Web page code records:
--*--
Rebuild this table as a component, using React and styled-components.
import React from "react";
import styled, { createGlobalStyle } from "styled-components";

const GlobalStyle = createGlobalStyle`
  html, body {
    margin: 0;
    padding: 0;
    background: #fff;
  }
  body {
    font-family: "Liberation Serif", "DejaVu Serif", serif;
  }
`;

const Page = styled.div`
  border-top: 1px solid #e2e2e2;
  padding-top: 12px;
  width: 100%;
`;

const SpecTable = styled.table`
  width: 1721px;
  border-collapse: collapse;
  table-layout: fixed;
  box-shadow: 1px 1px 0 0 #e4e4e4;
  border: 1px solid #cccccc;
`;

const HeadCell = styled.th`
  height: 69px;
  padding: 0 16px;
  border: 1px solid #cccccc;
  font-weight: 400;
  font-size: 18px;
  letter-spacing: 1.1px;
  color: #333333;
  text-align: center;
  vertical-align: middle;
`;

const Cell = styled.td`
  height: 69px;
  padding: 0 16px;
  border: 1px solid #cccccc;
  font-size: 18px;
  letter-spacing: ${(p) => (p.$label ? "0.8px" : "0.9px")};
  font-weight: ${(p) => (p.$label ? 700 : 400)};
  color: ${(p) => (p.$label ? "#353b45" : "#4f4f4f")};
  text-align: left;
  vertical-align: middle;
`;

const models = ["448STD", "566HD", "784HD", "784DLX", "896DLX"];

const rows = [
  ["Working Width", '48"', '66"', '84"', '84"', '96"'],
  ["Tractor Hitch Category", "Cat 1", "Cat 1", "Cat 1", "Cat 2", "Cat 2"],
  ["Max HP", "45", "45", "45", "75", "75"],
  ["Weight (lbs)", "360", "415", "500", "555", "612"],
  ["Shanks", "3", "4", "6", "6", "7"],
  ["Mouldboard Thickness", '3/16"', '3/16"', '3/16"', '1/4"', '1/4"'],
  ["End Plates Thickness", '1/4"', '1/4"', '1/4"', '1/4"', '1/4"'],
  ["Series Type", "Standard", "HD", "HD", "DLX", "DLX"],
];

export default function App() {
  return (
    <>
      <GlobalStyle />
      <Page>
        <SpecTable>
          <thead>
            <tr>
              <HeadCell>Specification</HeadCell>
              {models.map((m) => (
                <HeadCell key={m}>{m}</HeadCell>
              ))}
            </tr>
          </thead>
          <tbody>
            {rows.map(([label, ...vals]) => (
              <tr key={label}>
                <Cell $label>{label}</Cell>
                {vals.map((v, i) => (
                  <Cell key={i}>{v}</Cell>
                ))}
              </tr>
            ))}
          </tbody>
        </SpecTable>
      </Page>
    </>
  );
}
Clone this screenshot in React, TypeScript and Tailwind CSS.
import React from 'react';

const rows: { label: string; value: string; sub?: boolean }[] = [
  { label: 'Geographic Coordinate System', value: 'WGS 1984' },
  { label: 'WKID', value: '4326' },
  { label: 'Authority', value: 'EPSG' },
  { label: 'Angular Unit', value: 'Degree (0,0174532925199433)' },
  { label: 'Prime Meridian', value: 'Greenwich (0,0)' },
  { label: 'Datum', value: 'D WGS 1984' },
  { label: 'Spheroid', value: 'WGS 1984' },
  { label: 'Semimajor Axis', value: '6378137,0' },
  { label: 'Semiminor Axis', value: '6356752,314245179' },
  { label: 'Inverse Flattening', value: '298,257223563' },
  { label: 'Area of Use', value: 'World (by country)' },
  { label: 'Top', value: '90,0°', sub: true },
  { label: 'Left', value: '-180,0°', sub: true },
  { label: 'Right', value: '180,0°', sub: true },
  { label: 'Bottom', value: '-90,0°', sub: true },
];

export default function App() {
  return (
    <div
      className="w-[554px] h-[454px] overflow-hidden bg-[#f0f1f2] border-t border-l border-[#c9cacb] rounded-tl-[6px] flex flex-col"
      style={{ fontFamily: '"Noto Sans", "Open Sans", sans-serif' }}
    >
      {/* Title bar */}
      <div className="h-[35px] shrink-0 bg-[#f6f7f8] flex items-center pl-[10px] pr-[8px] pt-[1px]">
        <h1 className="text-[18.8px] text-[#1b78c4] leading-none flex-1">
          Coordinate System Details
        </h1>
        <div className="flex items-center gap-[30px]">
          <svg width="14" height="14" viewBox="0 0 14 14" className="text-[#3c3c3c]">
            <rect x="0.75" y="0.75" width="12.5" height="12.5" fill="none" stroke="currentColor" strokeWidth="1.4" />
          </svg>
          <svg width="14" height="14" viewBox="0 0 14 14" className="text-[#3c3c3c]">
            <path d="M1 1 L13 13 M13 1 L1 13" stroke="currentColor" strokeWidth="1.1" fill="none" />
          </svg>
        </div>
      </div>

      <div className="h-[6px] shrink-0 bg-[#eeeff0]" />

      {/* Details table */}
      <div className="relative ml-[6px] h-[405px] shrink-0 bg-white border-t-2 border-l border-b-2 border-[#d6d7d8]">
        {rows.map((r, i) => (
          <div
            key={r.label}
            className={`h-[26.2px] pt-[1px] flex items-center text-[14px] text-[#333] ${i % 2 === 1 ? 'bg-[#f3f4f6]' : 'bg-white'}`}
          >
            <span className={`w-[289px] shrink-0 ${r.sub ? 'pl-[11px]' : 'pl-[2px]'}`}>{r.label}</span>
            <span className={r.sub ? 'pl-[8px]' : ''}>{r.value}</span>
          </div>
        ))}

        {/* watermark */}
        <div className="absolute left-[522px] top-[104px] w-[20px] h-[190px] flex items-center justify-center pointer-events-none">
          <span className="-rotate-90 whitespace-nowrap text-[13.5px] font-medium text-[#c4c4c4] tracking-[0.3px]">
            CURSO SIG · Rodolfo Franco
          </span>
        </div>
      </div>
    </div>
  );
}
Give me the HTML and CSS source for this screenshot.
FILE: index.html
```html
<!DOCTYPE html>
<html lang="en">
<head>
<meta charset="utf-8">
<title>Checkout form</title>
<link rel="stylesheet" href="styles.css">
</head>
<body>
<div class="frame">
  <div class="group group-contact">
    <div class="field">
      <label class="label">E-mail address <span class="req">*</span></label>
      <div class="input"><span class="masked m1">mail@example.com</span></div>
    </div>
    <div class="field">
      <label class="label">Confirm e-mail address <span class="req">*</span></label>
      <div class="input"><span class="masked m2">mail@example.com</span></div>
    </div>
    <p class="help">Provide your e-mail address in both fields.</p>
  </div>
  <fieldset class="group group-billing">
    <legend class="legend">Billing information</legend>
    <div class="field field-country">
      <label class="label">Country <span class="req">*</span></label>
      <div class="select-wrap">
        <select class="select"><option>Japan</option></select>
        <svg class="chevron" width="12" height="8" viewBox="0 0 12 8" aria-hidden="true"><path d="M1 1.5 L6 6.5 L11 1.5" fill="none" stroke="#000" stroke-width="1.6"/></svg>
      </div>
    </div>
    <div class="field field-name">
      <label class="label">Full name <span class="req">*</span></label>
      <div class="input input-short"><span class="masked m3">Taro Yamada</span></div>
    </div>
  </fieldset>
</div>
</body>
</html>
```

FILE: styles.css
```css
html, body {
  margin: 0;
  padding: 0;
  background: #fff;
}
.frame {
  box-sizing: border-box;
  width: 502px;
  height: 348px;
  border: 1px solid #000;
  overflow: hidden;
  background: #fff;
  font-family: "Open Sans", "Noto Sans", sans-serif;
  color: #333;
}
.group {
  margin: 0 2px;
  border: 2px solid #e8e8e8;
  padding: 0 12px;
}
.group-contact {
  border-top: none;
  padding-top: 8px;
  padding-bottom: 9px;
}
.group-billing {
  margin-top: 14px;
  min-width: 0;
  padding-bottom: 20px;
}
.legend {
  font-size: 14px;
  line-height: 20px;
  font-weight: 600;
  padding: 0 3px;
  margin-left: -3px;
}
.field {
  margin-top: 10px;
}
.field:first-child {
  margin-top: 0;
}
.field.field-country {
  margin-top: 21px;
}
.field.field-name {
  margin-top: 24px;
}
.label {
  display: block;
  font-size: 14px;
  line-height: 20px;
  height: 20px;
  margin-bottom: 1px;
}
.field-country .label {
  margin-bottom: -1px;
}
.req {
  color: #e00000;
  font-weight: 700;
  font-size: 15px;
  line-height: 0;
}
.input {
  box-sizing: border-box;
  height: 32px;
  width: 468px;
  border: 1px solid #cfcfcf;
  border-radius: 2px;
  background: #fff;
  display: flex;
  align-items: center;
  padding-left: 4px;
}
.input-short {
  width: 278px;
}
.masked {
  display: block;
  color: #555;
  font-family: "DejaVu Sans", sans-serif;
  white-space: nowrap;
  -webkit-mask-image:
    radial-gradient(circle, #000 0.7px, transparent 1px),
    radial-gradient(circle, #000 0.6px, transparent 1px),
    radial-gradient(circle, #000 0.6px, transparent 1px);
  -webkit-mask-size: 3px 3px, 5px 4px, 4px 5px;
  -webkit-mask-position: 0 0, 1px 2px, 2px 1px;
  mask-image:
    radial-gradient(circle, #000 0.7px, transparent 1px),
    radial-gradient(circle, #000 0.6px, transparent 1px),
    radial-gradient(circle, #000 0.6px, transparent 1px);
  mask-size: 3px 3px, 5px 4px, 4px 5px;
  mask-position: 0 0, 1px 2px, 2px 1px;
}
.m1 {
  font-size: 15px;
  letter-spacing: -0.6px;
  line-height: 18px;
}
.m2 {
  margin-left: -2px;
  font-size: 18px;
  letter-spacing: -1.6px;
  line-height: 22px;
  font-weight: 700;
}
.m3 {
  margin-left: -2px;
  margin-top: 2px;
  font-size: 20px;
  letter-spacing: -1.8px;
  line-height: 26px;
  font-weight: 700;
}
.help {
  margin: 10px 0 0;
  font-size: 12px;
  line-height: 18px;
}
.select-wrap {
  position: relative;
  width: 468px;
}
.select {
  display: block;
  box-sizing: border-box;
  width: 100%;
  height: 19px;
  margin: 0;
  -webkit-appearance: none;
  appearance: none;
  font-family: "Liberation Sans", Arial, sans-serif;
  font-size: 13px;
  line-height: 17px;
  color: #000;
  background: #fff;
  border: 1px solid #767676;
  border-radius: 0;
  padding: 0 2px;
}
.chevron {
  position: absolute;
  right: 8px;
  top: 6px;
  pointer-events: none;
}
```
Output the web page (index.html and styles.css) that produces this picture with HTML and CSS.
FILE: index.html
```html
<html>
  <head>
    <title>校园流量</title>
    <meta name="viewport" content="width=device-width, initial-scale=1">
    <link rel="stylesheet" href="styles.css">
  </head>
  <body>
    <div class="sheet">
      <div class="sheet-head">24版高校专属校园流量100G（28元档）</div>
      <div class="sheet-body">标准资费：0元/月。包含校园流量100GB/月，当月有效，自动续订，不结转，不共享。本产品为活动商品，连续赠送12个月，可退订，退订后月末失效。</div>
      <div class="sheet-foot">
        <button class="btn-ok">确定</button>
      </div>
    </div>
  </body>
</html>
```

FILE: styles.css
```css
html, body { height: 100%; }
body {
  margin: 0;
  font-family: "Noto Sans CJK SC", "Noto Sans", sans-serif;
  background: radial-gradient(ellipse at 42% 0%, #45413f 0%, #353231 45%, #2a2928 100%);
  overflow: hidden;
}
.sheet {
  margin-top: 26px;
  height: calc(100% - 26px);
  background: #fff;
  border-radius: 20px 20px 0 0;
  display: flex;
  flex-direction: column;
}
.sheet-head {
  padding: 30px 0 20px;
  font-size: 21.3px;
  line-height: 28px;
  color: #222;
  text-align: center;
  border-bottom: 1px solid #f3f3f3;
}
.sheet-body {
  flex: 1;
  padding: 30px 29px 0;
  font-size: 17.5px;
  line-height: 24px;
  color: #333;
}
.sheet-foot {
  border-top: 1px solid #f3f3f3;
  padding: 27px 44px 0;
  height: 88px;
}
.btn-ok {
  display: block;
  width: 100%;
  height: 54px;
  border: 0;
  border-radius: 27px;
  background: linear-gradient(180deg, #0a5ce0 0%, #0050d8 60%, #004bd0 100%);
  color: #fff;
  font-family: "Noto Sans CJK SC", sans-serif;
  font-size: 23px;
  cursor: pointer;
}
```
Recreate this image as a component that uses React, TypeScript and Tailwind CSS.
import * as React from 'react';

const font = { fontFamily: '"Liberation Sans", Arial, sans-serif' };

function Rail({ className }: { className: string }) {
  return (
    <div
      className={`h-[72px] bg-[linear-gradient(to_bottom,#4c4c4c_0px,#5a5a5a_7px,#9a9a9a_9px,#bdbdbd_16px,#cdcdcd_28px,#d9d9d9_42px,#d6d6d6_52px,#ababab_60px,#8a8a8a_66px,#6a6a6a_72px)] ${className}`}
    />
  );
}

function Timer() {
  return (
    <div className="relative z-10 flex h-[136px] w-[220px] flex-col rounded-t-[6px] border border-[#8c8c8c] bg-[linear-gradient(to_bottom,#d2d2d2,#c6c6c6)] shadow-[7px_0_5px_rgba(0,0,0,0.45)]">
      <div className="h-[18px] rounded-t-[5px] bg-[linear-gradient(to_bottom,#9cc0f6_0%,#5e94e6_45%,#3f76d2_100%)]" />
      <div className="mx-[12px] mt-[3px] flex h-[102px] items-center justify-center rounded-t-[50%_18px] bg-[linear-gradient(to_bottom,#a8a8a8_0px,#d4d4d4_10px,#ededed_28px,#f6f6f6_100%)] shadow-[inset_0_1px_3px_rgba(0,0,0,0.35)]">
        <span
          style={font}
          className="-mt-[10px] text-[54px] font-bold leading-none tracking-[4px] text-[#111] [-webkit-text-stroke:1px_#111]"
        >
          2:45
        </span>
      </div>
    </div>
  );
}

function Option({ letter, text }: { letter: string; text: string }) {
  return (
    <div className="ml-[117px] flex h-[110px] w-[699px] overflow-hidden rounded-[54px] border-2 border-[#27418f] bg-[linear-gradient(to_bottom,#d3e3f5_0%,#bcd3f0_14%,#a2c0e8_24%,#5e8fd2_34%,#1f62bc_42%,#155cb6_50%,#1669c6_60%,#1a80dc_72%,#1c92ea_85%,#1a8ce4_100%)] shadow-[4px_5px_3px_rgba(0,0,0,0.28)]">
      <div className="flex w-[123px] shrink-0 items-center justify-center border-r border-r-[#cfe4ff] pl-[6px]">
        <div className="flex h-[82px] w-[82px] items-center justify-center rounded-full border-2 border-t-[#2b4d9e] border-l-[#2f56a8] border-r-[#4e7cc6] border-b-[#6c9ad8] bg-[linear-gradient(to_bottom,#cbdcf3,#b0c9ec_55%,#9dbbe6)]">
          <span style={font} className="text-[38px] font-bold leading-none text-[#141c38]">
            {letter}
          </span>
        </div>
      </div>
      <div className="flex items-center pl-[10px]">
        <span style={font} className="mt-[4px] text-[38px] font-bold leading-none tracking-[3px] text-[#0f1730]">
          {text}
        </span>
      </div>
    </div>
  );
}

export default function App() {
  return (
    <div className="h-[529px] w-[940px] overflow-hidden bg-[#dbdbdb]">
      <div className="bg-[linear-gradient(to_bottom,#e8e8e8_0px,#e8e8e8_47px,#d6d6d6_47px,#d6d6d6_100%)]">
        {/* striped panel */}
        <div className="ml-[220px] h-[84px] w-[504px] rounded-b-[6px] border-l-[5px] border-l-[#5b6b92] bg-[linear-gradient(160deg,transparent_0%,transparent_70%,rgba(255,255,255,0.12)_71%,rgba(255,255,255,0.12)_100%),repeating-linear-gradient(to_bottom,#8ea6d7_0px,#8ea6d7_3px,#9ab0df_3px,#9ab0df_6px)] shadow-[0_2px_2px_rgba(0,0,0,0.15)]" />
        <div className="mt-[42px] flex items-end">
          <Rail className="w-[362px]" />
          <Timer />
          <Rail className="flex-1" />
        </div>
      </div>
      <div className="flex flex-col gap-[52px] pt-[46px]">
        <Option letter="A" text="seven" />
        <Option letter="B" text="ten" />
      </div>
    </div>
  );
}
--*--
*Task brief:*
Provide only the count of lines in the material above that hold the word "Tailwind".

*Exercise answer:*
2